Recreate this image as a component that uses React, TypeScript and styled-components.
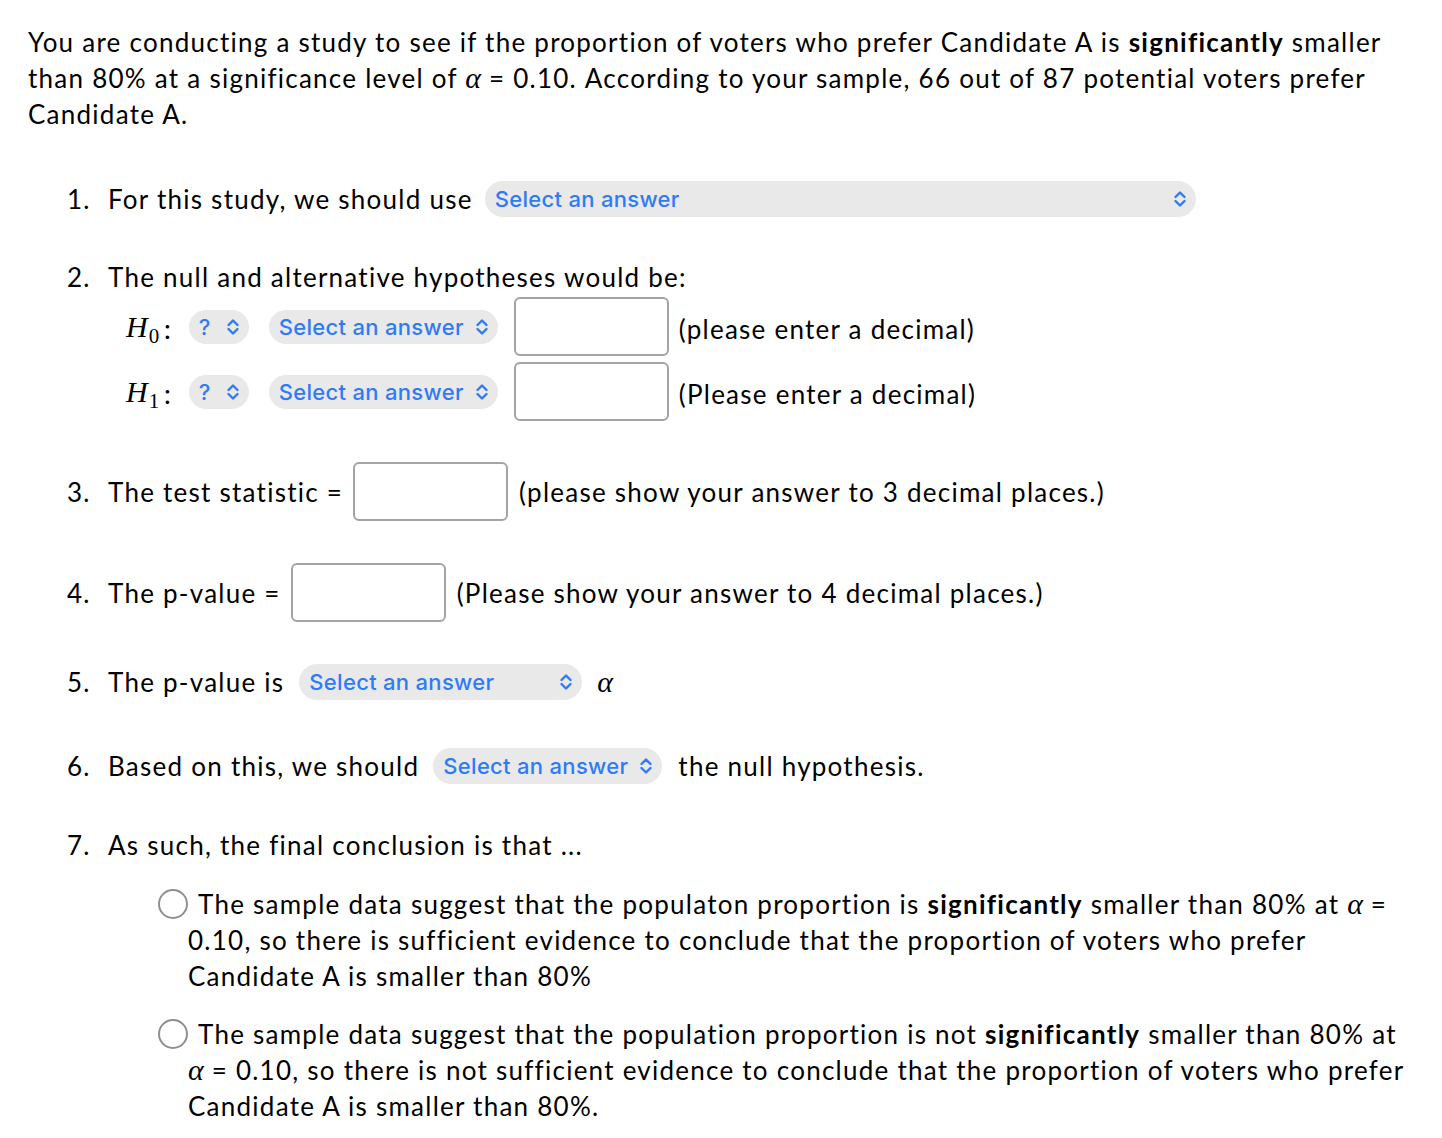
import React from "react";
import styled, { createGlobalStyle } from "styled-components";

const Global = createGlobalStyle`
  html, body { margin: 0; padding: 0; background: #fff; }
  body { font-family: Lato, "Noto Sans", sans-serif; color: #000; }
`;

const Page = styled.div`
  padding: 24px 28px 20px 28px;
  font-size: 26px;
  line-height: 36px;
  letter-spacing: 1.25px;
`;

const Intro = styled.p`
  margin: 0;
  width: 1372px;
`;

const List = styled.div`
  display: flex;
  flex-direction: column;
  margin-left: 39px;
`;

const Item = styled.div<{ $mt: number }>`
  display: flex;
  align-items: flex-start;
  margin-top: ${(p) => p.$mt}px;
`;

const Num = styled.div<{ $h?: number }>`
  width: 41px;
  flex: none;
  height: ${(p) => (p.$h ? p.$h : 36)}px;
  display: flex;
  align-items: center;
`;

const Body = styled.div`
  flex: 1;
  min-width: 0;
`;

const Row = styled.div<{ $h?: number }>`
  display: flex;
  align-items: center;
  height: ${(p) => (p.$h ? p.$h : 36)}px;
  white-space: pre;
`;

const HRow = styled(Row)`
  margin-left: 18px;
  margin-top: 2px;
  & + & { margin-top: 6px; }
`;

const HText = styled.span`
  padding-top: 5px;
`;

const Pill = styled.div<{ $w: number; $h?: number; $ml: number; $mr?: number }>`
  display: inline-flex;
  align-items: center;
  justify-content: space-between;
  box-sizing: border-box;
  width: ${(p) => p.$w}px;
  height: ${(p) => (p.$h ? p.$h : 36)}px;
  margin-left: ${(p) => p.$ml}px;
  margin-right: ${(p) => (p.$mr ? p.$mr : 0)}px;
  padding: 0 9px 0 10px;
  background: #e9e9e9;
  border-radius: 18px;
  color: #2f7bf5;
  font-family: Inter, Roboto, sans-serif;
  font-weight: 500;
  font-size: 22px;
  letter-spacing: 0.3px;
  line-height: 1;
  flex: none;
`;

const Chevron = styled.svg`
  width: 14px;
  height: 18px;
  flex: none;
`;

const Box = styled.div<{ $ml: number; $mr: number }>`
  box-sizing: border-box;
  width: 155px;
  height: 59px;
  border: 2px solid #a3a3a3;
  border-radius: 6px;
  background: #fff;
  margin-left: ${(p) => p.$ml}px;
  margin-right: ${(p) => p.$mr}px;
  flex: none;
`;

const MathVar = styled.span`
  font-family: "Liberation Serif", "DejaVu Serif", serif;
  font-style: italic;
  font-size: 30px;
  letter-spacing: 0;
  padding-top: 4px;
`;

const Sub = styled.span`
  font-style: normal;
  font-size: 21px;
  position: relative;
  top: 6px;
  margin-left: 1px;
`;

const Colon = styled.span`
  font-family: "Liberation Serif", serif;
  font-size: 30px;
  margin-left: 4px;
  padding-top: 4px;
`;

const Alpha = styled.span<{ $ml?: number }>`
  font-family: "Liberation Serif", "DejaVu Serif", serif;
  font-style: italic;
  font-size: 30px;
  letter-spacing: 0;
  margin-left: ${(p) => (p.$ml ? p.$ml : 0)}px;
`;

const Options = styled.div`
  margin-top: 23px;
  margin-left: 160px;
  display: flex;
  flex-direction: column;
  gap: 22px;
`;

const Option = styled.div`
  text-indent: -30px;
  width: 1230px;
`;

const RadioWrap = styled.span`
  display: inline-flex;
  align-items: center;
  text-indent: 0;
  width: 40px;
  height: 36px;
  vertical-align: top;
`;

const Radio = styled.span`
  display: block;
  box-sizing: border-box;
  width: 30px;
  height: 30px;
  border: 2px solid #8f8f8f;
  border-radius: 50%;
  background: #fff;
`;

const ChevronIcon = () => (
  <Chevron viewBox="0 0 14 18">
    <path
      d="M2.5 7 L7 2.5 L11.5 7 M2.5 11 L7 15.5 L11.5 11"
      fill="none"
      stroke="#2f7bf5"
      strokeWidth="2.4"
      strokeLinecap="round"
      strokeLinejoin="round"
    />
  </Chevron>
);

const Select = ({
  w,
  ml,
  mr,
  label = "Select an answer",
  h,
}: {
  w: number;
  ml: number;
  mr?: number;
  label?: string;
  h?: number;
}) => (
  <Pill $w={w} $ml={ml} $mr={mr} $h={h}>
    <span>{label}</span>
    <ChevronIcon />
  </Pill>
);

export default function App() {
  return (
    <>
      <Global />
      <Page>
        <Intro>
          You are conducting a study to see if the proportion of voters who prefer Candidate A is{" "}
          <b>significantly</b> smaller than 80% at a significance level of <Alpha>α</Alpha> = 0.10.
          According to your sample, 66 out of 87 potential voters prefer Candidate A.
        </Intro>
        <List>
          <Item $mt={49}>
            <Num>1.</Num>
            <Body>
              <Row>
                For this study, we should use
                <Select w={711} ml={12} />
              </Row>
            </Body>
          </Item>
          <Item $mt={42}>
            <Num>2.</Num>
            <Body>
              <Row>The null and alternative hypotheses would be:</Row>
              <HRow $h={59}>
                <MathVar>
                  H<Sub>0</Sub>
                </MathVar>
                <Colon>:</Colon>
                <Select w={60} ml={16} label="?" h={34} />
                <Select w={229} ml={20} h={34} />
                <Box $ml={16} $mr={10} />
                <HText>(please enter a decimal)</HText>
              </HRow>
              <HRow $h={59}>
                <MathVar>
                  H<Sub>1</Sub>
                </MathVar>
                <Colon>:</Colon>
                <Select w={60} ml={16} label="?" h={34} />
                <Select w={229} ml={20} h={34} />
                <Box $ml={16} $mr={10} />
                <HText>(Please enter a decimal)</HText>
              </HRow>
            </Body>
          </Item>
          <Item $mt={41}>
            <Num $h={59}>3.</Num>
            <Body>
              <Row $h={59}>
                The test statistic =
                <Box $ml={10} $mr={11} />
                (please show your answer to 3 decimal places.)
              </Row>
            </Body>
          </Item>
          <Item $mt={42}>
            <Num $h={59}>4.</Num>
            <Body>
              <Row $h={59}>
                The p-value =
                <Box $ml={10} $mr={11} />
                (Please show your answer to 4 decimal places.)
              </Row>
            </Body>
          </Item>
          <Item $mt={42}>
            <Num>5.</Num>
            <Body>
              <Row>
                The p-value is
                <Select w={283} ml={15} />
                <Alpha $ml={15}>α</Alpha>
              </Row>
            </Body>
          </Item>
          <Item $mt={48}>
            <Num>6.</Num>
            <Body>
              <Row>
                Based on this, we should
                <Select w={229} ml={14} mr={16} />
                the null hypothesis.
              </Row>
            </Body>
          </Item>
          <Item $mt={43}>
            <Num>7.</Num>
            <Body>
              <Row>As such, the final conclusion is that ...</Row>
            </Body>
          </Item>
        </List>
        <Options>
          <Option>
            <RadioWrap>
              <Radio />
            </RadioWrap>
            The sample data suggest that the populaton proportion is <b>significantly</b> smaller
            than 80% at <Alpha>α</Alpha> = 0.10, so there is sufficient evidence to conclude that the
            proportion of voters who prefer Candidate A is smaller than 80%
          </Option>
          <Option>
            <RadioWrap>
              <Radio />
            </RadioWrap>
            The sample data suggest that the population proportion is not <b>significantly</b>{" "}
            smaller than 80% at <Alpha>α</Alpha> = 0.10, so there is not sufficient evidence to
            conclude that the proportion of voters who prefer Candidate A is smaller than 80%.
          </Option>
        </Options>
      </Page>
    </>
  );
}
++++++++++++++++++++
Retype everything in the material word for word, minus pictures.

RESULT OF THE EXERCISE:
Recreate this image as a component that uses React, TypeScript and styled-components.
import React from "react";
import styled, { createGlobalStyle } from "styled-components";

const Global = createGlobalStyle`
  html, body { margin: 0; padding: 0; background: #fff; }
  body { font-family: Lato, "Noto Sans", sans-serif; color: #000; }
`;

const Page = styled.div`
  padding: 24px 28px 20px 28px;
  font-size: 26px;
  line-height: 36px;
  letter-spacing: 1.25px;
`;

const Intro = styled.p`
  margin: 0;
  width: 1372px;
`;

const List = styled.div`
  display: flex;
  flex-direction: column;
  margin-left: 39px;
`;

const Item = styled.div<{ $mt: number }>`
  display: flex;
  align-items: flex-start;
  margin-top: ${(p) => p.$mt}px;
`;

const Num = styled.div<{ $h?: number }>`
  width: 41px;
  flex: none;
  height: ${(p) => (p.$h ? p.$h : 36)}px;
  display: flex;
  align-items: center;
`;

const Body = styled.div`
  flex: 1;
  min-width: 0;
`;

const Row = styled.div<{ $h?: number }>`
  display: flex;
  align-items: center;
  height: ${(p) => (p.$h ? p.$h : 36)}px;
  white-space: pre;
`;

const HRow = styled(Row)`
  margin-left: 18px;
  margin-top: 2px;
  & + & { margin-top: 6px; }
`;

const HText = styled.span`
  padding-top: 5px;
`;

const Pill = styled.div<{ $w: number; $h?: number; $ml: number; $mr?: number }>`
  display: inline-flex;
  align-items: center;
  justify-content: space-between;
  box-sizing: border-box;
  width: ${(p) => p.$w}px;
  height: ${(p) => (p.$h ? p.$h : 36)}px;
  margin-left: ${(p) => p.$ml}px;
  margin-right: ${(p) => (p.$mr ? p.$mr : 0)}px;
  padding: 0 9px 0 10px;
  background: #e9e9e9;
  border-radius: 18px;
  color: #2f7bf5;
  font-family: Inter, Roboto, sans-serif;
  font-weight: 500;
  font-size: 22px;
  letter-spacing: 0.3px;
  line-height: 1;
  flex: none;
`;

const Chevron = styled.svg`
  width: 14px;
  height: 18px;
  flex: none;
`;

const Box = styled.div<{ $ml: number; $mr: number }>`
  box-sizing: border-box;
  width: 155px;
  height: 59px;
  border: 2px solid #a3a3a3;
  border-radius: 6px;
  background: #fff;
  margin-left: ${(p) => p.$ml}px;
  margin-right: ${(p) => p.$mr}px;
  flex: none;
`;

const MathVar = styled.span`
  font-family: "Liberation Serif", "DejaVu Serif", serif;
  font-style: italic;
  font-size: 30px;
  letter-spacing: 0;
  padding-top: 4px;
`;

const Sub = styled.span`
  font-style: normal;
  font-size: 21px;
  position: relative;
  top: 6px;
  margin-left: 1px;
`;

const Colon = styled.span`
  font-family: "Liberation Serif", serif;
  font-size: 30px;
  margin-left: 4px;
  padding-top: 4px;
`;

const Alpha = styled.span<{ $ml?: number }>`
  font-family: "Liberation Serif", "DejaVu Serif", serif;
  font-style: italic;
  font-size: 30px;
  letter-spacing: 0;
  margin-left: ${(p) => (p.$ml ? p.$ml : 0)}px;
`;

const Options = styled.div`
  margin-top: 23px;
  margin-left: 160px;
  display: flex;
  flex-direction: column;
  gap: 22px;
`;

const Option = styled.div`
  text-indent: -30px;
  width: 1230px;
`;

const RadioWrap = styled.span`
  display: inline-flex;
  align-items: center;
  text-indent: 0;
  width: 40px;
  height: 36px;
  vertical-align: top;
`;

const Radio = styled.span`
  display: block;
  box-sizing: border-box;
  width: 30px;
  height: 30px;
  border: 2px solid #8f8f8f;
  border-radius: 50%;
  background: #fff;
`;

const ChevronIcon = () => (
  <Chevron viewBox="0 0 14 18">
    <path
      d="M2.5 7 L7 2.5 L11.5 7 M2.5 11 L7 15.5 L11.5 11"
      fill="none"
      stroke="#2f7bf5"
      strokeWidth="2.4"
      strokeLinecap="round"
      strokeLinejoin="round"
    />
  </Chevron>
);

const Select = ({
  w,
  ml,
  mr,
  label = "Select an answer",
  h,
}: {
  w: number;
  ml: number;
  mr?: number;
  label?: string;
  h?: number;
}) => (
  <Pill $w={w} $ml={ml} $mr={mr} $h={h}>
    <span>{label}</span>
    <ChevronIcon />
  </Pill>
);

export default function App() {
  return (
    <>
      <Global />
      <Page>
        <Intro>
          You are conducting a study to see if the proportion of voters who prefer Candidate A is{" "}
          <b>significantly</b> smaller than 80% at a significance level of <Alpha>α</Alpha> = 0.10.
          According to your sample, 66 out of 87 potential voters prefer Candidate A.
        </Intro>
        <List>
          <Item $mt={49}>
            <Num>1.</Num>
            <Body>
              <Row>
                For this study, we should use
                <Select w={711} ml={12} />
              </Row>
            </Body>
          </Item>
          <Item $mt={42}>
            <Num>2.</Num>
            <Body>
              <Row>The null and alternative hypotheses would be:</Row>
              <HRow $h={59}>
                <MathVar>
                  H<Sub>0</Sub>
                </MathVar>
                <Colon>:</Colon>
                <Select w={60} ml={16} label="?" h={34} />
                <Select w={229} ml={20} h={34} />
                <Box $ml={16} $mr={10} />
                <HText>(please enter a decimal)</HText>
              </HRow>
              <HRow $h={59}>
                <MathVar>
                  H<Sub>1</Sub>
                </MathVar>
                <Colon>:</Colon>
                <Select w={60} ml={16} label="?" h={34} />
                <Select w={229} ml={20} h={34} />
                <Box $ml={16} $mr={10} />
                <HText>(Please enter a decimal)</HText>
              </HRow>
            </Body>
          </Item>
          <Item $mt={41}>
            <Num $h={59}>3.</Num>
            <Body>
              <Row $h={59}>
                The test statistic =
                <Box $ml={10} $mr={11} />
                (please show your answer to 3 decimal places.)
              </Row>
            </Body>
          </Item>
          <Item $mt={42}>
            <Num $h={59}>4.</Num>
            <Body>
              <Row $h={59}>
                The p-value =
                <Box $ml={10} $mr={11} />
                (Please show your answer to 4 decimal places.)
              </Row>
            </Body>
          </Item>
          <Item $mt={42}>
            <Num>5.</Num>
            <Body>
              <Row>
                The p-value is
                <Select w={283} ml={15} />
                <Alpha $ml={15}>α</Alpha>
              </Row>
            </Body>
          </Item>
          <Item $mt={48}>
            <Num>6.</Num>
            <Body>
              <Row>
                Based on this, we should
                <Select w={229} ml={14} mr={16} />
                the null hypothesis.
              </Row>
            </Body>
          </Item>
          <Item $mt={43}>
            <Num>7.</Num>
            <Body>
              <Row>As such, the final conclusion is that ...</Row>
            </Body>
          </Item>
        </List>
        <Options>
          <Option>
            <RadioWrap>
              <Radio />
            </RadioWrap>
            The sample data suggest that the populaton proportion is <b>significantly</b> smaller
            than 80% at <Alpha>α</Alpha> = 0.10, so there is sufficient evidence to conclude that the
            proportion of voters who prefer Candidate A is smaller than 80%
          </Option>
          <Option>
            <RadioWrap>
              <Radio />
            </RadioWrap>
            The sample data suggest that the population proportion is not <b>significantly</b>{" "}
            smaller than 80% at <Alpha>α</Alpha> = 0.10, so there is not sufficient evidence to
            conclude that the proportion of voters who prefer Candidate A is smaller than 80%.
          </Option>
        </Options>
      </Page>
    </>
  );
}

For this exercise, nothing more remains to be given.